▶ **DATA EXCERPT**:
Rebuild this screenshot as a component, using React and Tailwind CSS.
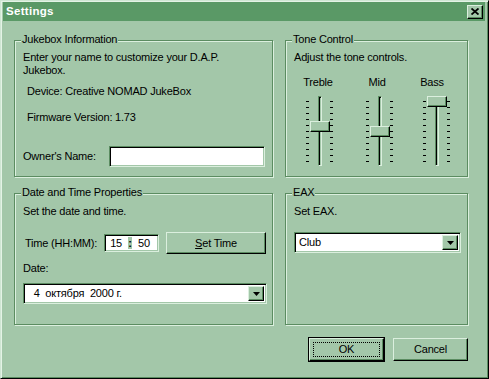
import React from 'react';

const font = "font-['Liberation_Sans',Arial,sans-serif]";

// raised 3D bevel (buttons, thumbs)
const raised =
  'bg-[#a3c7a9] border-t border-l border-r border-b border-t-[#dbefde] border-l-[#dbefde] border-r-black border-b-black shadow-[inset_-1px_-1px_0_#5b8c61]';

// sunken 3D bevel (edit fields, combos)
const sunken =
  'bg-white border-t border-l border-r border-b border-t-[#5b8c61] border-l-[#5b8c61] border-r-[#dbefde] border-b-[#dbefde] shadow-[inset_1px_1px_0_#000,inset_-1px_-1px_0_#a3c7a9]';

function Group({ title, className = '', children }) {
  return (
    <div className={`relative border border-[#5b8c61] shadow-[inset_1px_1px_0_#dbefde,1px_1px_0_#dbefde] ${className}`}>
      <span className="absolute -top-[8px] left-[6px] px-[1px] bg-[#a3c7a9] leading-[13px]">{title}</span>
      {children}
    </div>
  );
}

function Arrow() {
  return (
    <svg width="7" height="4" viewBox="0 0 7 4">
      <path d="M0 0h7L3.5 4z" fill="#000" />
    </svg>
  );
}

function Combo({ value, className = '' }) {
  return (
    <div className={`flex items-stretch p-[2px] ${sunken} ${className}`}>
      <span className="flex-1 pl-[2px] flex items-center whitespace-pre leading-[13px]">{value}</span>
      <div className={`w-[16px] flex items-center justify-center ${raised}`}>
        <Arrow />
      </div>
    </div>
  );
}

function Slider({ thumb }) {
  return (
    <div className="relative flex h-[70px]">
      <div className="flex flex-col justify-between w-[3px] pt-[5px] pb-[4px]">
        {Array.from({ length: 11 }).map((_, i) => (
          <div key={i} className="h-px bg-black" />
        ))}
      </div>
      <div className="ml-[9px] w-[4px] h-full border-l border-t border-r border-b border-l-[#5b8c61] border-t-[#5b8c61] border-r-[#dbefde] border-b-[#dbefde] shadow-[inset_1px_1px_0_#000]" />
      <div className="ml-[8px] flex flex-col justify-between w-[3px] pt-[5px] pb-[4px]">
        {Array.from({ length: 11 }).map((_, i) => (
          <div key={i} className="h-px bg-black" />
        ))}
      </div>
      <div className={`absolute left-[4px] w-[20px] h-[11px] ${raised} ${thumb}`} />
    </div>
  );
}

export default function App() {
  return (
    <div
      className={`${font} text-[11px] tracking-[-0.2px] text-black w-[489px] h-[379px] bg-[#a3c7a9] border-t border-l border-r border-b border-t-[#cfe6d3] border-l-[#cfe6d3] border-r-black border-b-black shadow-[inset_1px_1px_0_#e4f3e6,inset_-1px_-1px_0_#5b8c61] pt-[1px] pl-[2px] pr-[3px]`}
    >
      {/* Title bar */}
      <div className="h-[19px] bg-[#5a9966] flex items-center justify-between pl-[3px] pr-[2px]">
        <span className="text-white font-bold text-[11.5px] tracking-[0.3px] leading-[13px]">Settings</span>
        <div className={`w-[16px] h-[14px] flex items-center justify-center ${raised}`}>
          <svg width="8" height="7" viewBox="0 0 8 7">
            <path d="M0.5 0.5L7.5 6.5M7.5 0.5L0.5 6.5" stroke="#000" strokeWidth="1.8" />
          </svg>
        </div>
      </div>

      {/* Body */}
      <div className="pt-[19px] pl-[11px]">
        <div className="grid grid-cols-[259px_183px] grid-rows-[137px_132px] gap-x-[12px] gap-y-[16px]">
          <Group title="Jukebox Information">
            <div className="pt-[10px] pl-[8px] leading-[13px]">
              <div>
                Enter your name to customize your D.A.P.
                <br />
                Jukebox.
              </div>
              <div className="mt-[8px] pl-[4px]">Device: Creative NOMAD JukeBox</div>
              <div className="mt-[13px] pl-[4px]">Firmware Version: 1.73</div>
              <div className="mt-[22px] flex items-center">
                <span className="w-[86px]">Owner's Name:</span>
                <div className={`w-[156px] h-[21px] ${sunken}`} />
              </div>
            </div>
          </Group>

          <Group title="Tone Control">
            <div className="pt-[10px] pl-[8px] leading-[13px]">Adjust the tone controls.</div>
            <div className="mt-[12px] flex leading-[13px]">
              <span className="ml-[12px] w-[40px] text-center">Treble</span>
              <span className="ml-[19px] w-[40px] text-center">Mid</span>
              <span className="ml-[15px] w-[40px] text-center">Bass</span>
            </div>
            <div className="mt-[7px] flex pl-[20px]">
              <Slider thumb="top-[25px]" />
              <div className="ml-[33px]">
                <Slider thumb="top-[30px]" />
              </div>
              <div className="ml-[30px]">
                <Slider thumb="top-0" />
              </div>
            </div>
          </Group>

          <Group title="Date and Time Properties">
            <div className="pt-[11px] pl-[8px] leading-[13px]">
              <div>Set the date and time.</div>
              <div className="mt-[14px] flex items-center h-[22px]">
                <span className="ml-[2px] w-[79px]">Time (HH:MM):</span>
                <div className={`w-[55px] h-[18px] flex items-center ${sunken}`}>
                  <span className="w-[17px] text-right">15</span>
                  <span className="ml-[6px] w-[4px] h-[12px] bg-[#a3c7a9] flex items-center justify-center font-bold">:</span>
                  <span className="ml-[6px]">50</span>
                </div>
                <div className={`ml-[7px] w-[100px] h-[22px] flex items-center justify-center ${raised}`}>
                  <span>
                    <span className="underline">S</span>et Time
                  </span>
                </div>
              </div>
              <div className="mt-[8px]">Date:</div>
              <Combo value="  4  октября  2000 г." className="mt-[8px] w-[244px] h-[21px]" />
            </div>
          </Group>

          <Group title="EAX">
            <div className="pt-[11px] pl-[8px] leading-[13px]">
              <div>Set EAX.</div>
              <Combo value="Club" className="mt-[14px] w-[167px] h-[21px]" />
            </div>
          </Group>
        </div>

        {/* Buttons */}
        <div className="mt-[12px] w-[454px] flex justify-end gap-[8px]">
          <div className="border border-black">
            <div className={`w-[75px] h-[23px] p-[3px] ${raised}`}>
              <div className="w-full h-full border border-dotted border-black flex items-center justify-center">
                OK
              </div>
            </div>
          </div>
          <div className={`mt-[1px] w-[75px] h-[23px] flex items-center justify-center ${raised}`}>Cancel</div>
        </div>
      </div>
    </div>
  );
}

▶ **THE TASK**:
Extract, word for word, each line from the top of the data down to and including the line with "border-r border-b border-t-[#5b8c61]"; skip the pictures.

▶ **RESPONSE**:
Rebuild this screenshot as a component, using React and Tailwind CSS.
import React from 'react';

const font = "font-['Liberation_Sans',Arial,sans-serif]";

// raised 3D bevel (buttons, thumbs)
const raised =
  'bg-[#a3c7a9] border-t border-l border-r border-b border-t-[#dbefde] border-l-[#dbefde] border-r-black border-b-black shadow-[inset_-1px_-1px_0_#5b8c61]';

// sunken 3D bevel (edit fields, combos)
const sunken =
  'bg-white border-t border-l border-r border-b border-t-[#5b8c61] border-l-[#5b8c61] border-r-[#dbefde] border-b-[#dbefde] shadow-[inset_1px_1px_0_#000,inset_-1px_-1px_0_#a3c7a9]';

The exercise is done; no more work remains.